Stored dataset items:
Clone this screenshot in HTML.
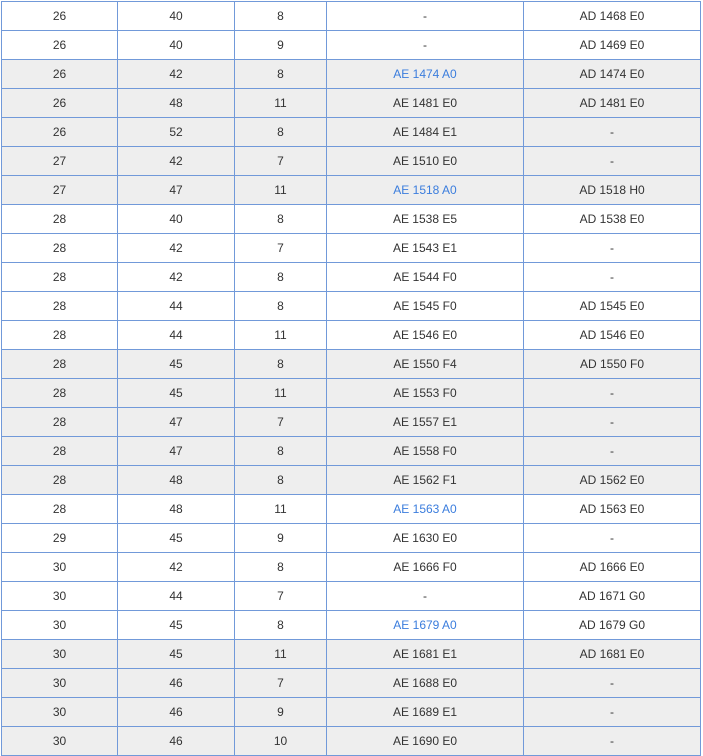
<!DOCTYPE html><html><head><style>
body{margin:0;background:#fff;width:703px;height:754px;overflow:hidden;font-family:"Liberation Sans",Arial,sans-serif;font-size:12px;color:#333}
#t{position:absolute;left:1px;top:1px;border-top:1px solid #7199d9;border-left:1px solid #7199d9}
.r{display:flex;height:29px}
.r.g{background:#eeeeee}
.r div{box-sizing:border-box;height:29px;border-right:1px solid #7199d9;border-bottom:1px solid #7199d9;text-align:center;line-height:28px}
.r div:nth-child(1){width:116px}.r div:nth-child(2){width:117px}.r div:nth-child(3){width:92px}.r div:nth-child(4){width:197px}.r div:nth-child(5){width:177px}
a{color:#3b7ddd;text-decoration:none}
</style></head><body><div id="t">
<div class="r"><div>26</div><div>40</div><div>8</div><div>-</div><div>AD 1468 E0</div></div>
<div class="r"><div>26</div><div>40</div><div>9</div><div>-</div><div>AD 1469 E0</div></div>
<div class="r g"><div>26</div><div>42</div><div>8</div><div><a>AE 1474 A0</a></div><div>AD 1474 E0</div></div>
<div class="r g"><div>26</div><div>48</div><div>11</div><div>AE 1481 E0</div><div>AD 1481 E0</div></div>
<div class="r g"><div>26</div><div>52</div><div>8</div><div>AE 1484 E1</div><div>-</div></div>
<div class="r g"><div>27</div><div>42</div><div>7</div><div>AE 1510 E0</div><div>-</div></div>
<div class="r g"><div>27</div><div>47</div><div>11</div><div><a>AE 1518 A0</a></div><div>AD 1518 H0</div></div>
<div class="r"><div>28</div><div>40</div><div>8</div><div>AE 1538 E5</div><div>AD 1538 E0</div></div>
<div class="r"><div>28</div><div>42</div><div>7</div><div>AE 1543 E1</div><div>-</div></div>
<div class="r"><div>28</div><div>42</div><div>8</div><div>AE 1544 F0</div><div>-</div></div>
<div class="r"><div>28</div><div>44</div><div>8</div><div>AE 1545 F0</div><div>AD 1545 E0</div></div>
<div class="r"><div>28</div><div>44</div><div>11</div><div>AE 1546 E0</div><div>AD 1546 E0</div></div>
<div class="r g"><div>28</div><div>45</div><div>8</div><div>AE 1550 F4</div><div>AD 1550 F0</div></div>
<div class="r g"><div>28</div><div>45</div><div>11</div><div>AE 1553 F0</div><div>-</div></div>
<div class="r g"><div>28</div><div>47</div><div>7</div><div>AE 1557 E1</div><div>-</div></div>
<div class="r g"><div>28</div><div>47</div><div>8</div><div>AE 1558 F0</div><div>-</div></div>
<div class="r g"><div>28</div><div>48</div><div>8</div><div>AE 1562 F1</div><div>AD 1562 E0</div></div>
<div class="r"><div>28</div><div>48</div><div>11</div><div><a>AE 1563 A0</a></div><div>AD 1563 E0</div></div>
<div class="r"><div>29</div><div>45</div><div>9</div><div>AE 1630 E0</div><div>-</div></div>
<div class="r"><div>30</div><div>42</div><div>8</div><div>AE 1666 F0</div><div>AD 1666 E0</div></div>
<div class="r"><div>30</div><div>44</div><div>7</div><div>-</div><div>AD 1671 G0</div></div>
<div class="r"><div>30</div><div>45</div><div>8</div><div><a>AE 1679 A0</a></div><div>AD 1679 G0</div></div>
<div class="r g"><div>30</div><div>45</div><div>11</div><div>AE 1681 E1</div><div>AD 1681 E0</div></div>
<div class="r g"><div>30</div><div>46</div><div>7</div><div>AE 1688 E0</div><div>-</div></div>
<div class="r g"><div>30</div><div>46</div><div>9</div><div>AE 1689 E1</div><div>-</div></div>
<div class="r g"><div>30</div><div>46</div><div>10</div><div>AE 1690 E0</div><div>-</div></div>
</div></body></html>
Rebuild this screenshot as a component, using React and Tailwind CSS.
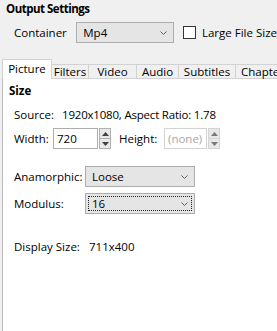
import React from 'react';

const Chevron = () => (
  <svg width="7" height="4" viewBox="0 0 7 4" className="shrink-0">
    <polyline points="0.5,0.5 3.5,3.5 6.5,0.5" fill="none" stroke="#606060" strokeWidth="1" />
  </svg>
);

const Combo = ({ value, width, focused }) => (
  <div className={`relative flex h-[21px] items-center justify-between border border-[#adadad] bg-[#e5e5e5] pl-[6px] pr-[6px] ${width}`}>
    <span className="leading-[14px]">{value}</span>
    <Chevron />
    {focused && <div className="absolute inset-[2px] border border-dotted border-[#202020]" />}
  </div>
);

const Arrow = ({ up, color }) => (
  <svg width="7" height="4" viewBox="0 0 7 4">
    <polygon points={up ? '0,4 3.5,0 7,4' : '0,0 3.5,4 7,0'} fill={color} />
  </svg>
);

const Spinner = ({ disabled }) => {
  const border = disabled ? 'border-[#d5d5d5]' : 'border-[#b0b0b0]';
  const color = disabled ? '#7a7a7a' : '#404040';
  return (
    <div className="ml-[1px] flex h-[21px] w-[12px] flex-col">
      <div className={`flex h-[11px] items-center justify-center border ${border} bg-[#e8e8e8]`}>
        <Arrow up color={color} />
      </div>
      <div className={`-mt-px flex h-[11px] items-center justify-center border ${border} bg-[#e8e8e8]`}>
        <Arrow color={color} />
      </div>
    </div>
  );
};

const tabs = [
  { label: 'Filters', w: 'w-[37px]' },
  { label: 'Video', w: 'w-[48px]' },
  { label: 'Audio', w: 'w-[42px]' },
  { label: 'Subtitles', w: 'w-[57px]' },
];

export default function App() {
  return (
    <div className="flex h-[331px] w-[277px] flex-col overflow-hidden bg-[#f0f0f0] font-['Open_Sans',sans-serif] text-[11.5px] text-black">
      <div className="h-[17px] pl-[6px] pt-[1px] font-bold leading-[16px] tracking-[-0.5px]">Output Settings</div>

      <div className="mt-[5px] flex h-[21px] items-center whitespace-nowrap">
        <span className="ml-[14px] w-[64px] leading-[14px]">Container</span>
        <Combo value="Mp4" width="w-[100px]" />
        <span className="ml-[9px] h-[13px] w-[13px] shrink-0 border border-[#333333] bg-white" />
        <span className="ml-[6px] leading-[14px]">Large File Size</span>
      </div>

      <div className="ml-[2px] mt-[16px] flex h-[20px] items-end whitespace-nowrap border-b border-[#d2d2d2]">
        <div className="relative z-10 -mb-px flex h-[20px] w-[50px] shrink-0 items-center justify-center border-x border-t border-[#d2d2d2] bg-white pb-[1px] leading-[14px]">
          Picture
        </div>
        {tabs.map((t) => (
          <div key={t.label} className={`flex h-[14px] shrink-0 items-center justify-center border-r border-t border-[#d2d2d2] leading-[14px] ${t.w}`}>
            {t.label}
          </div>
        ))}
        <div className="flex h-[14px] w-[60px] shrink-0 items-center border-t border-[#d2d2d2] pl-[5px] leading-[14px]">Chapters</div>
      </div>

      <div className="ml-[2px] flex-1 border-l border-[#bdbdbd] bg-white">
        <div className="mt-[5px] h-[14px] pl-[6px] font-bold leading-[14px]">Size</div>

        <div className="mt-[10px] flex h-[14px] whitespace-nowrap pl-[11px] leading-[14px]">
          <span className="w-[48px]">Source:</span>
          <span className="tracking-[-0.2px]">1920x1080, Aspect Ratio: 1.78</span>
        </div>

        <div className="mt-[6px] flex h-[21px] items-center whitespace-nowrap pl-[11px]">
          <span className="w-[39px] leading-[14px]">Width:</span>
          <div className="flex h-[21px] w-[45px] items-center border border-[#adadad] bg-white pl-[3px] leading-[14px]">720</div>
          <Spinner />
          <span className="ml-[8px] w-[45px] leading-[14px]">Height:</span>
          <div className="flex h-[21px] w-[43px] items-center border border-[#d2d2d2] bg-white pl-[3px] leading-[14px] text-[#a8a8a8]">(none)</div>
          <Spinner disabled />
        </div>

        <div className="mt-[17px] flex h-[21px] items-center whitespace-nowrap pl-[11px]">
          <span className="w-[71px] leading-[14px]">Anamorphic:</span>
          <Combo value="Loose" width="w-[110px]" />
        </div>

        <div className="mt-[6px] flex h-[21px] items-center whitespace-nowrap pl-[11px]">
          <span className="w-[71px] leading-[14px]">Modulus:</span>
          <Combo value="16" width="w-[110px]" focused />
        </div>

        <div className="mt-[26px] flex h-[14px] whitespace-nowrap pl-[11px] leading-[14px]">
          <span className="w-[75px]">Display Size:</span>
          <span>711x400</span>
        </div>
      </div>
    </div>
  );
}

__WHAT YOU NEED TO DO__. Answer with a single number: the count of lines holding the word "React".

__REPLY TO THE EXERCISE__. 2